The locals were not only happy to be greeted that way, but were truly astonished at the company president's forward manner. It helped set the tone for the gathering, and everything went smoothly from that point on.
The local community was generally very friendly toward the Japanese associates at Belgium Honda. They delighted in having the company of Japanese people, who were then very rare in the region. Moreover, the families of the Japanese were always being invited to parties as part of an effort by the local people to engender their friendship.
There were those, however, who frowned upon Belgium Honda's participation in the regional market.
The use of mopeds in Belgium and the Netherlands was comparatively high with respect to the other EEC nations.

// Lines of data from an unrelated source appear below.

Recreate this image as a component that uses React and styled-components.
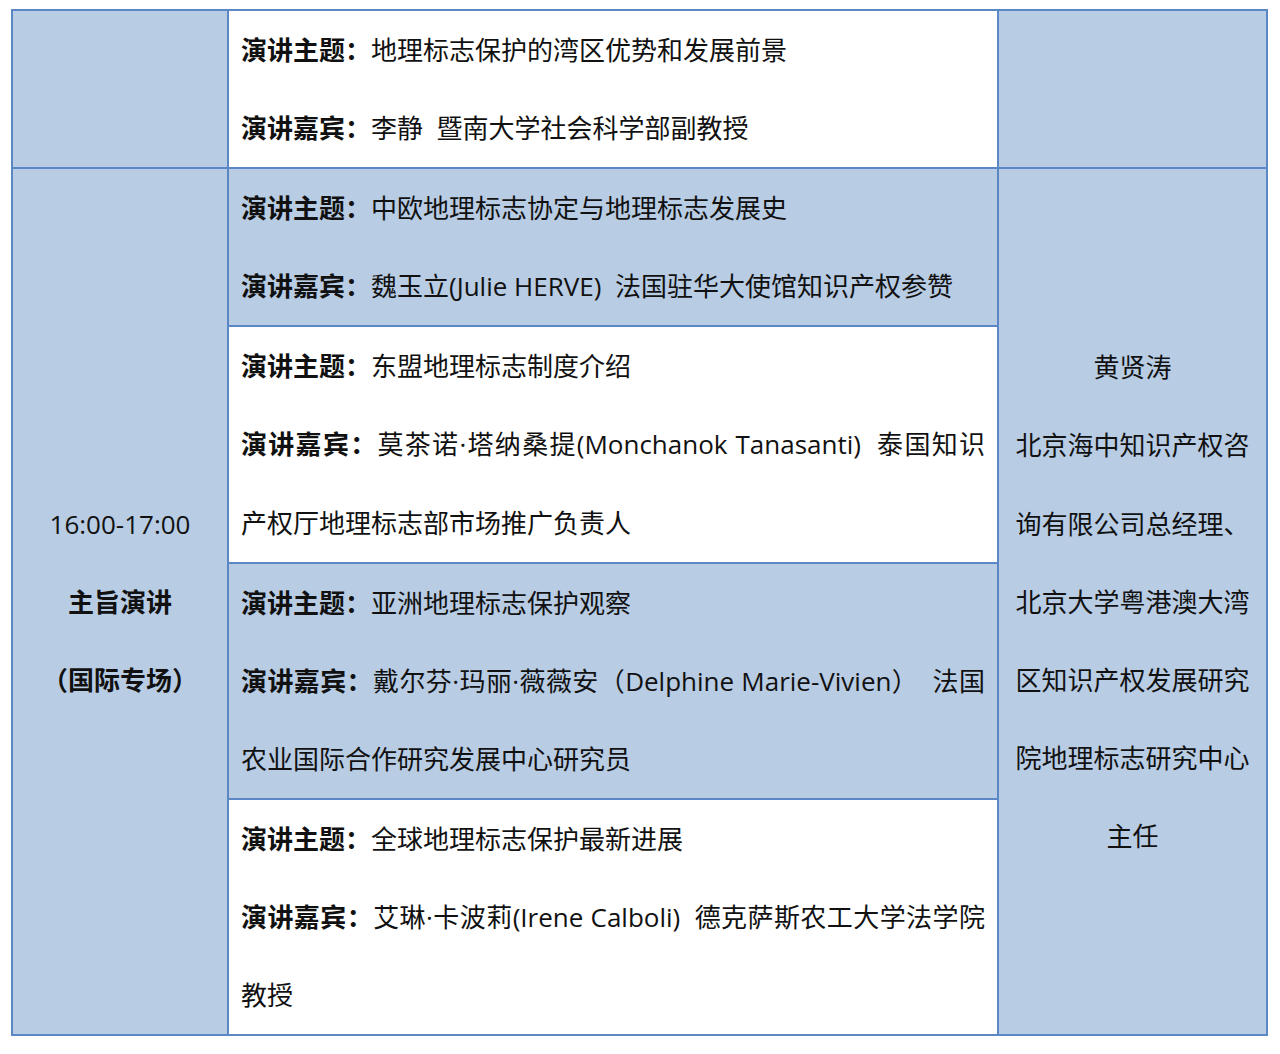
import React from 'react';
import styled, { createGlobalStyle } from 'styled-components';

const GlobalStyle = createGlobalStyle`
  html, body {
    margin: 0;
    padding: 0;
    background: #ffffff;
  }
  body {
    font-family: "Open Sans", "Noto Sans CJK SC", sans-serif;
    color: #111111;
  }
`;

const BORDER = '#5b87c5';
const FILL = '#b8cce4';

const Page = styled.div`
  padding: 9px 0 18px 11px;
`;

const Table = styled.div`
  width: 1257px;
  display: grid;
  grid-template-columns: 214px 768px 1fr;
  gap: 2px;
  padding: 2px;
  box-sizing: border-box;
  background: ${BORDER};
  font-size: 26px;
  line-height: 78.1px;
`;

const SideCell = styled.div`
  background: ${FILL};
  grid-column: ${(p) => p.$col};
  grid-row: ${(p) => p.$rows};
  display: flex;
  flex-direction: column;
  justify-content: center;
  align-items: center;
  text-align: center;
  padding: 0 12px;
`;

const Talk = styled.div`
  background: ${(p) => (p.$shaded ? FILL : '#ffffff')};
  padding: 0 12px 0 12px;
  grid-column: 2;
  grid-row: ${(p) => p.$row};
`;

const Line = styled.div`
  white-space: pre;
  text-align: left;
  text-align-last: ${(p) => (p.$fill ? 'justify' : 'auto')};
`;

const Label = styled.b`
  font-weight: 700;
`;

const Strong = styled.div`
  font-weight: 700;
`;

const Plain = styled.div``;

const talks = [
  {
    shaded: false,
    topic: '地理标志保护的湾区优势和发展前景',
    guest: ['李静  暨南大学社会科学部副教授'],
  },
  {
    shaded: true,
    topic: '中欧地理标志协定与地理标志发展史',
    guest: ['魏玉立(Julie HERVE)  法国驻华大使馆知识产权参赞'],
  },
  {
    shaded: false,
    topic: '东盟地理标志制度介绍',
    guest: ['莫茶诺·塔纳桑提(Monchanok Tanasanti)  泰国知识', '产权厅地理标志部市场推广负责人'],
  },
  {
    shaded: true,
    topic: '亚洲地理标志保护观察',
    guest: ['戴尔芬·玛丽·薇薇安（Delphine Marie-Vivien）  法国', '农业国际合作研究发展中心研究员'],
  },
  {
    shaded: false,
    topic: '全球地理标志保护最新进展',
    guest: ['艾琳·卡波莉(Irene Calboli)  德克萨斯农工大学法学院', '教授'],
  },
];

function TalkBlock({ talk, row }) {
  return (
    <Talk $shaded={talk.shaded} $row={row}>
      <Line>
        <Label>演讲主题：</Label>
        {talk.topic}
      </Line>
      {talk.guest.map((text, i) => (
        <Line key={i} $fill={i < talk.guest.length - 1}>
          {i === 0 && <Label>演讲嘉宾：</Label>}
          {text}
        </Line>
      ))}
    </Talk>
  );
}

export default function App() {
  return (
    <>
      <GlobalStyle />
      <Page>
        <Table>
          <SideCell $col="1" $rows="1" />
          <SideCell $col="3" $rows="1" />
          <SideCell $col="1" $rows="2 / span 4">
            <Plain>16:00-17:00</Plain>
            <Strong>主旨演讲</Strong>
            <Strong>（国际专场）</Strong>
          </SideCell>
          <SideCell $col="3" $rows="2 / span 4">
            <Plain>黄贤涛</Plain>
            <Plain>北京海中知识产权咨询有限公司总经理、北京大学粤港澳大湾区知识产权发展研究院地理标志研究中心主任</Plain>
          </SideCell>
          {talks.map((talk, i) => (
            <TalkBlock key={i} talk={talk} row={i + 1} />
          ))}
        </Table>
      </Page>
    </>
  );
}
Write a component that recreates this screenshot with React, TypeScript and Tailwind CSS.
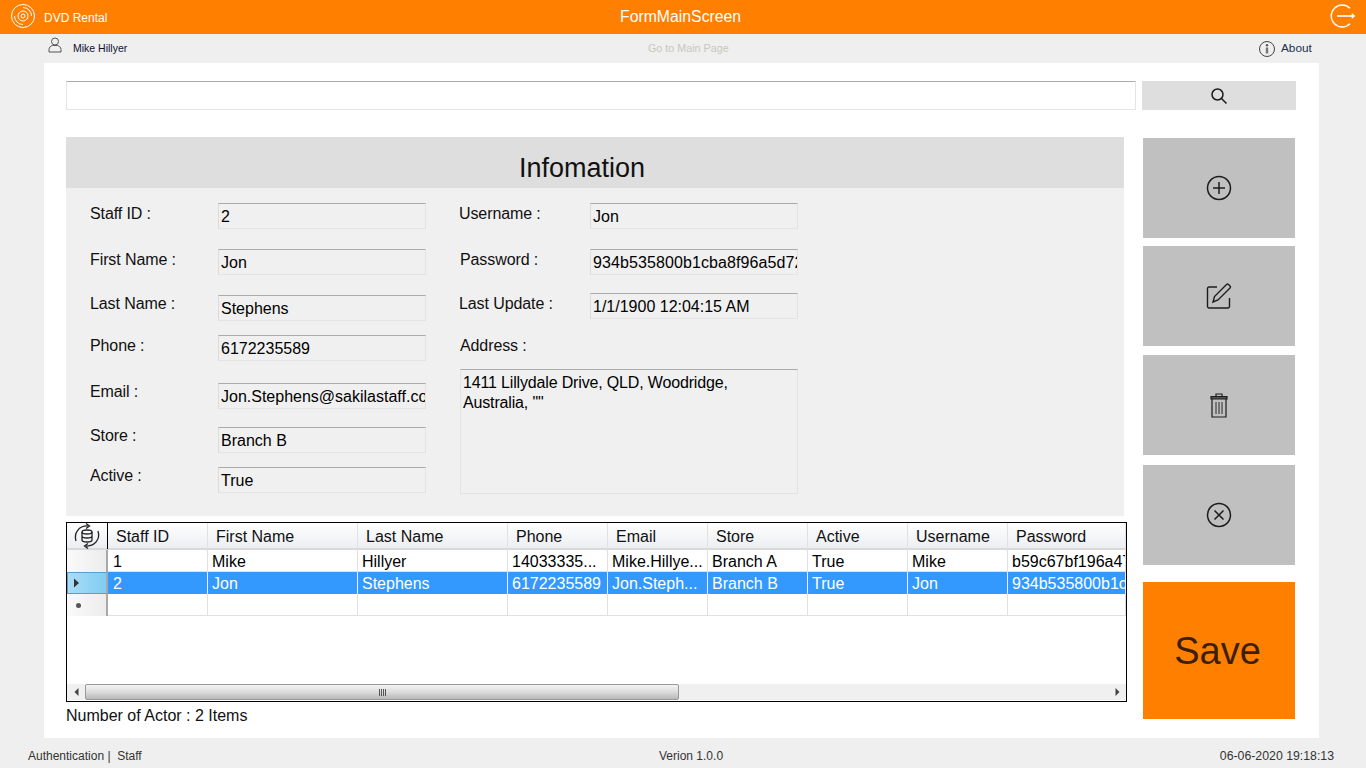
import React from "react";

const font = { fontFamily: '"Liberation Sans", Arial, sans-serif' };

function Box({ value, className = "" }: { value: string; className?: string }) {
  return (
    <div className={"h-[26px] w-[208px] shrink-0 overflow-hidden whitespace-nowrap border border-[#e3e3e3] border-t-[#ababab] border-l-[#dcdcdc] bg-[#f0f0f0] pl-[2px] pt-[2px] text-[16px] leading-[22px] text-black " + className}>
      {value}
    </div>
  );
}

function Row({ label, value, h, lw, top, vc = "" }: { label: string; value: string; h: string; lw: string; top: string; vc?: string }) {
  return (
    <div className={"flex items-start " + h}>
      <div className={"text-[16px] leading-[20px] tracking-[-0.1px] text-[#111] " + lw + " " + top}>{label}</div>
      <Box value={value} className={vc} />
    </div>
  );
}

const IconStroke = "#1c1c1c";

function ActionBtn({ children, className }: { children: React.ReactNode; className: string }) {
  return <div className={"flex w-[152px] items-center justify-center bg-[#c0c0c0] " + className}>{children}</div>;
}

const headers = ["Staff ID", "First Name", "Last Name", "Phone", "Email", "Store", "Active", "Username", "Password"];
const rows = [
  ["1", "Mike", "Hillyer", "14033335...", "Mike.Hillye...", "Branch A", "True", "Mike", "b59c67bf196a4758191e42f76670ceba"],
  ["2", "Jon", "Stephens", "6172235589", "Jon.Steph...", "Branch B", "True", "Jon", "934b535800b1cba8f96a5d72f72f1611"],
  ["", "", "", "", "", "", "", "", ""],
];
const gridCols = "grid grid-cols-[41px_100px_150px_150px_100px_100px_100px_100px_100px_118px]";

export default function App() {
  return (
    <div style={font} className="flex h-screen w-full flex-col overflow-hidden bg-[#efefef]">
      {/* Title bar */}
      <div className="flex h-[34px] shrink-0 items-center bg-[#ff8000] text-white">
        <svg width="26" height="26" viewBox="0 0 26 26" fill="none" stroke="#fff" strokeWidth="1" className="ml-[10px] mt-[-3px]">
          <circle cx="13" cy="13" r="11.500" />
          <circle cx="13" cy="13" r="5" />
          <circle cx="13" cy="13" r="2" />
          <path d="M13 4.500a8.500 8.500 0 0 1 8.500 8.500M13 21.500A8.500 8.500 0 0 1 4.500 13" />
        </svg>
        <div className="ml-[8px] w-[576px] pt-[1px] text-[12px]">DVD Rental</div>
        <div className="w-[122px] whitespace-nowrap text-left text-[15.800px]">FormMainScreen</div>
        <svg width="26" height="26" viewBox="0 0 26 26" fill="none" stroke="#fff" strokeWidth="1.300" className="ml-auto mr-[10px] mt-[-3px]">
          <path d="M20 5.200A11 11 0 1 0 20 20.800" />
          <path d="M7 13h17" strokeWidth="1.600" />
          <path d="M22 10.500l3 2.500-3 2.500z" fill="#fff" strokeWidth="0.500" />
        </svg>
      </div>

      {/* User bar */}
      <div className="flex h-[29px] shrink-0 items-center text-[11px]">
        <svg width="14" height="16" viewBox="0 0 14 16" fill="none" stroke="#555" strokeWidth="1" className="ml-[48px] mt-[-7px]">
          <circle cx="7" cy="4.500" r="3.500" />
          <path d="M1 15v-2.500C1 10 3 9 4.500 8.500h5C11 9 13 10 13 12.500V15z" />
        </svg>
        <div className="ml-[11px] w-[575px] text-[10.500px] text-[#101030]">Mike Hillyer</div>
        <div className="w-[100px] text-[10.750px] text-[#c8c8bc]">Go to Main Page</div>
        <svg width="16" height="16" viewBox="0 0 16 16" fill="none" className="ml-[511px]">
          <circle cx="8" cy="8" r="7.500" stroke="#444" />
          <circle cx="8" cy="4.300" r="1.200" fill="#555" />
          <path d="M6.800 6.500h2.400v6H6.800z" fill="#777" />
        </svg>
        <div className="ml-[6px] text-[11.800px] text-[#203050]">About</div>
      </div>

      {/* Main panel */}
      <div className="ml-[44px] h-[675px] w-[1275px] shrink-0 bg-white pl-[22px] pt-[18px]">
        <div className="flex h-[29px] gap-[6px]">
          <div className="h-[29px] w-[1070px] rounded-[1px] border border-[#e3e3e3] border-t-[#ababab] bg-white" />
          <div className="flex h-[29px] w-[154px] items-center justify-center bg-[#dedede]">
            <svg width="18" height="18" viewBox="0 0 18 18" fill="none" stroke="#1a1a1a" strokeWidth="1.500">
              <circle cx="7.500" cy="7.500" r="5.500" />
              <path d="M11.500 11.500L16.500 16.500" />
            </svg>
          </div>
        </div>

        <div className="mt-[27px] flex">
          {/* Left column */}
          <div className="w-[1077px]">
            <div className="h-[379px] w-[1058px] bg-[#f0f0f0]">
              <div className="flex h-[51px] items-end justify-center bg-[#dedede] pb-[4px] pr-[26px] text-[27px] leading-[32px] text-[#111]">
                Infomation
              </div>
              <div className="flex pt-[15px]">
                <div className="ml-[24px] w-[369px]">
                  <Row label="Staff ID :" value="2" h="h-[46px]" lw="w-[128px]" top="mt-[1px]" />
                  <Row label="First Name :" value="Jon" h="h-[46px]" lw="w-[128px]" top="mt-[1px]" />
                  <Row label="Last Name :" value="Stephens" h="h-[40px]" lw="w-[128px]" top="mt-[-1px]" />
                  <Row label="Phone :" value="6172235589" h="h-[48px]" lw="w-[128px]" top="mt-[1px]" />
                  <Row label="Email :" value="Jon.Stephens@sakilastaff.com" h="h-[44px]" lw="w-[128px]" top="mt-[-1px]" />
                  <Row label="Store :" value="Branch B" h="h-[40px]" lw="w-[128px]" top="mt-[-1px]" />
                  <Row label="Active :" value="True" h="h-[26px]" lw="w-[128px]" top="mt-[-1px]" />
                </div>
                <div className="w-[340px]">
                  <Row label="Username :" value="Jon" h="h-[46px]" lw="w-[131px]" top="mt-[1px]" />
                  <div className="pl-[1px]">
                    <Row label="Password :" value="934b535800b1cba8f96a5d72f72f1611" h="h-[44px]" lw="w-[130px]" top="mt-[1px]" vc="tracking-[0.1px]" />
                  </div>
                  <Row label="Last Update :" value="1/1/1900 12:04:15 AM" h="h-[42px]" lw="w-[131px]" top="mt-[1px]" />
                  <div className="h-[34px] pl-[1px] pt-[1px] text-[16px] leading-[20px] tracking-[-0.1px] text-[#111]">Address :</div>
                  <div className="ml-[1px] h-[125px] w-[338px] border border-[#e3e3e3] border-t-[#ababab] bg-[#f0f0f0] pl-[2px] pt-[3px] text-[16px] leading-[20px] tracking-[-0.16px] text-black">
                    1411 Lillydale Drive, QLD, Woodridge,
                    <br />
                    Australia, ""
                  </div>
                </div>
              </div>
            </div>

            {/* Data grid */}
            <div className="mt-[6px] h-[180px] w-[1061px] overflow-hidden border border-black bg-white">
              <div className={gridCols + " h-[27px] border-b-2 border-[#d8d8d8] bg-gradient-to-b from-white to-[#eceef2]"}>
                <div className="flex items-center justify-center border-r border-black">
                  <svg width="28" height="26" viewBox="0 0 28 26" fill="none" stroke="#222" strokeWidth="1.300">
                    <ellipse cx="14" cy="9" rx="5" ry="2" />
                    <path d="M9 9v8c0 1.200 2.200 2 5 2s5-.8 5-2V9M9 13c0 1.200 2.200 2 5 2s5-.8 5-2" />
                    <path d="M3 18C.5 10 6 2.500 15 3M25 8c2.500 8-3 15.500-12 15" />
                    <path d="M13 0.500l3.500 2.500L13 5.500M15 20.500L11.500 23l3.500 2.500" />
                  </svg>
                </div>
                {headers.map((t) => (
                  <div key={t} className="overflow-hidden border-r border-[#e2e2e2] pl-[8px] pt-[1px] text-[16px] leading-[26px] text-[#111]">
                    {t}
                  </div>
                ))}
              </div>
              {rows.map((r, ri) => {
                const sel = ri === 1;
                return (
                  <div key={ri} className={gridCols + " h-[22px]"}>
                    <div className={"flex items-center border-r-2 border-[#a8a8a8] pl-[5px] " + (sel ? "border-y border-l border-y-[#5a9fc4] border-l-[#5a9fc4] bg-gradient-to-r from-[#a9dcf7] to-[#7fcdf2]" : "bg-gradient-to-r from-[#fafafa] to-[#ececec]")}>
                      {sel && (
                        <svg width="7" height="10" viewBox="0 0 7 10">
                          <path d="M1 0.500L6 5L1 9.500z" fill="#333" />
                        </svg>
                      )}
                      {ri === 2 && <div className="ml-[4px] h-[5px] w-[5px] rounded-full bg-[#555]" />}
                    </div>
                    {r.map((c, ci) => (
                      <div
                        key={ci}
                        className={
                          "h-[22px] overflow-hidden whitespace-nowrap border-r pt-[1px] text-[16px] leading-[22px] " +
                          (ci === 0 ? "pl-[5px] " : "pl-[4px] ") +
                          (sel ? "border-[#e8f2ff] bg-[#3399ff] text-white" : "border-b border-[#e0e0e0] text-black")
                        }
                      >
                        {c}
                      </div>
                    ))}
                  </div>
                );
              })}
              {/* Scrollbar */}
              <div className="mt-[68px] flex h-[16px] items-center bg-[#f0f0f0]">
                <div className="flex w-[18px] items-center justify-center">
                  <svg width="5" height="8" viewBox="0 0 5 8">
                    <path d="M4.500 0L0.500 4L4.500 8z" fill="#444" />
                  </svg>
                </div>
                <div className="flex h-[16px] w-[594px] items-center justify-center rounded-[2px] border border-[#9a9a9a] bg-gradient-to-b from-[#f4f4f4] via-[#dcdcdc] to-[#b8b8b8]">
                  <div className="flex gap-[1px]">
                    <div className="h-[7px] w-[1px] bg-[#555]" />
                    <div className="h-[7px] w-[1px] bg-[#555]" />
                    <div className="h-[7px] w-[1px] bg-[#555]" />
                    <div className="h-[7px] w-[1px] bg-[#555]" />
                  </div>
                </div>
                <div className="ml-auto mr-[6px]">
                  <svg width="5" height="8" viewBox="0 0 5 8">
                    <path d="M0.500 0L4.500 4L0.500 8z" fill="#444" />
                  </svg>
                </div>
              </div>
            </div>
            <div className="mt-[4px] text-[16px] leading-[20px] text-[#111]">Number of Actor : 2 Items</div>
          </div>

          {/* Right column */}
          <div className="flex flex-col">
            <ActionBtn className="mt-[1px] h-[100px]">
              <svg width="26" height="26" viewBox="0 0 26 26" fill="none" stroke={IconStroke} strokeWidth="1.500">
                <circle cx="13" cy="13" r="11.500" />
                <path d="M13 7v12M7 13h12" />
              </svg>
            </ActionBtn>
            <ActionBtn className="mt-[8px] h-[100px]">
              <svg width="26" height="26" viewBox="0 0 26 26" fill="none" stroke={IconStroke} strokeWidth="1.400">
                <path d="M11 4H3a1.500 1.500 0 0 0-1.500 1.500v18A1.500 1.500 0 0 0 3 25h19a1.500 1.500 0 0 0 1.500-1.500V15" />
                <path d="M7 19l1.500-5.500L20.500 1.500a1.500 1.500 0 0 1 2 0l1.500 1.500a1.500 1.500 0 0 1 0 2L12 17z" />
              </svg>
            </ActionBtn>
            <ActionBtn className="mt-[9px] h-[100px]">
              <svg width="18" height="25" viewBox="0 0 18 25" fill="none" stroke={IconStroke} strokeWidth="1.200">
                <path d="M6 3V1h6v2" />
                <path d="M1 3.500h16v2.500H1z" fill="#555" />
                <path d="M2 6v18h14V6" />
                <path d="M6 9v12M9 9v12M12 9v12" stroke="#555" strokeWidth="1.400" />
              </svg>
            </ActionBtn>
            <ActionBtn className="mt-[10px] h-[100px]">
              <svg width="26" height="26" viewBox="0 0 26 26" fill="none" stroke={IconStroke} strokeWidth="1.500">
                <circle cx="13" cy="13" r="11.500" />
                <path d="M8.500 8.500l9 9M17.500 8.500l-9 9" />
              </svg>
            </ActionBtn>
            <div className="mt-[17px] flex h-[137px] w-[152px] items-center justify-center bg-[#ff8000] pr-[3px] pt-[2px] text-[38px] text-[#3c2006]">
              Save
            </div>
          </div>
        </div>
      </div>

      {/* Footer */}
      <div className="flex h-[30px] shrink-0 items-center pt-[6px] text-[12px] text-[#333]">
        <div className="ml-[28px] w-[631px]">Authentication |&nbsp; Staff</div>
        <div className="w-[200px]">Verion 1.0.0</div>
        <div className="ml-auto mr-[32px] text-[12.300px]">06-06-2020 19:18:13</div>
      </div>
    </div>
  );
}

Therefore, Honda was perceived as a threat in certain ways, having demonstrated world-class performance in the Motorcycle World Grand Prix and the Isle of Man TT Race.
"There was initially a period in which we couldn't get as many applicants as we wanted," said Iwamura, "despite the ads we'd placed in the newspapers. But the local papers were running such reports as, The General Motors of Japan arrives, rampaging through the market," and Honda invades the market." So, we decided to run an ad pushing our concept into the spotlight, saying something like, We're launching our activities for the development of the Belgian motorcycle industry. We'd like to see our products used not only in Belgium, but in other countries as well." And that was the turning point. It helped clear up any misunderstandings among the local people, and the number of job applicants grew dramatically."